Clever work by the designers at Research, an annual published by Michigan Technological University. The opening spread for “The Healing Stent,” a story about using zinc in coronary artery stents, superbly conveys the size of the technology by setting an example of the life-saving arterial technology next to some red Life Savers. Too good. (Click on image to appreciate it.)
The University of Texas has a clever and talented physics doctoral student named Frank Lee who likes to leave sketches on chalkboards in the physics grad student lounge. Alcalde, the UT mag, devoted a spread to some examples. My favorite is this one, derived from The Big Lebowski. The Dale abides.
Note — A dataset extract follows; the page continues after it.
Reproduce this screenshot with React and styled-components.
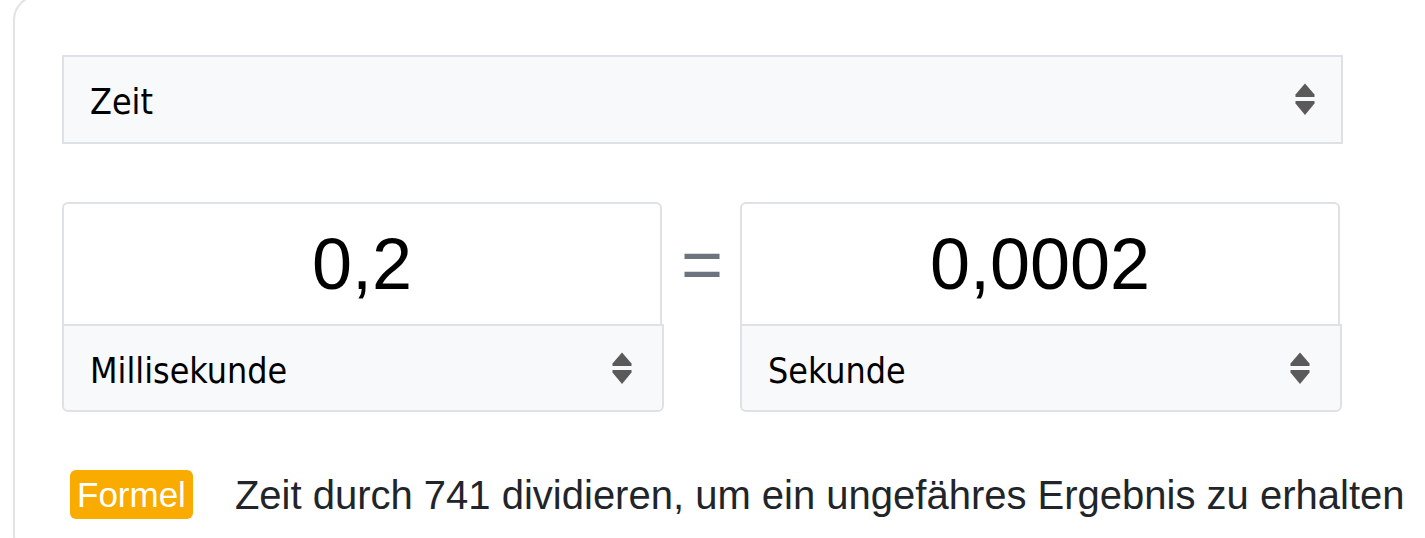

Alcalde also has a worthy profile of Jake Silverstein, former editor of Texas Monthly and current editor of that hallowed scribsheet The New York Times Magazine. Writer Chris O’Connell starts out with a nifty bit of indirection:
Barbecue?” Jake Silverstein asks playfully, as he leans back in his chair inside his glass-walled office.
The 14th or so word out of his mouth, after pleasantries and a welcoming, familiar smile, is oddly pertinent. In the northeast, where we are presently, barbecue used to mean frozen hamburgers on a cheap charcoal grill. Not anymore, and partial credit goes to Silverstein. Barbecue is now familiar. It is wholly American. It’s fad-proof cuisine, the opposite of fondue or cronuts.
Do I want to ask him, a newly minted captain of New York’s media elite, from his perch on the sixth floor of the most famous newspaper and magazine building in the world, about barbecue? It hadn’t occurred to me, but yes. Yes I do.
Silverstein, MFA ’06, took over as the editor-in-chief of The New York Times Magazine in May 2014 after nearly six years at the helm of Texas Monthly, and his legacy at that hallowed institution is already defined—beyond a profound emphasis on longform journalism—by a predilection for the ever-growing culture of slow-cooked meats.
One part of the story gave me chills. O’Connell spoke to Texas Monthly executive editor Pamela Colloff about working with Silverstein on her piece “The Innocent Man,” which won a National Magazine Award.
Executive editor Pamela Colloff had the same nurturing experience while writing “The Innocent Man,” the epic story of Michael Morton, who spent nearly 25 years in prison after being falsely accused of murdering his wife. As her story ballooned to almost 16,000 words—vying for serious print real estate at that point—she panicked.
“He said, ‘Just keep going, just keep writing,'” Colloff remembers. “That’s not what you typically hear from an editor after the 16,000-word mark. He was not hemming me in, or urging, ‘You’ve got to finish this story.'”
Silverstein also made the unorthodox decision to split the story into two parts over consecutive issues, as it landed at a novella-esque 27,000 words when the dust settled.
An editor encouraging a writer to produce a 27,000-word piece? Oh, be still my fluttering heart.
As you’ll see if you follow the link, Alcalde did their usual exemplary job of applying HTML-5 to their online treatment of the story. Damn them.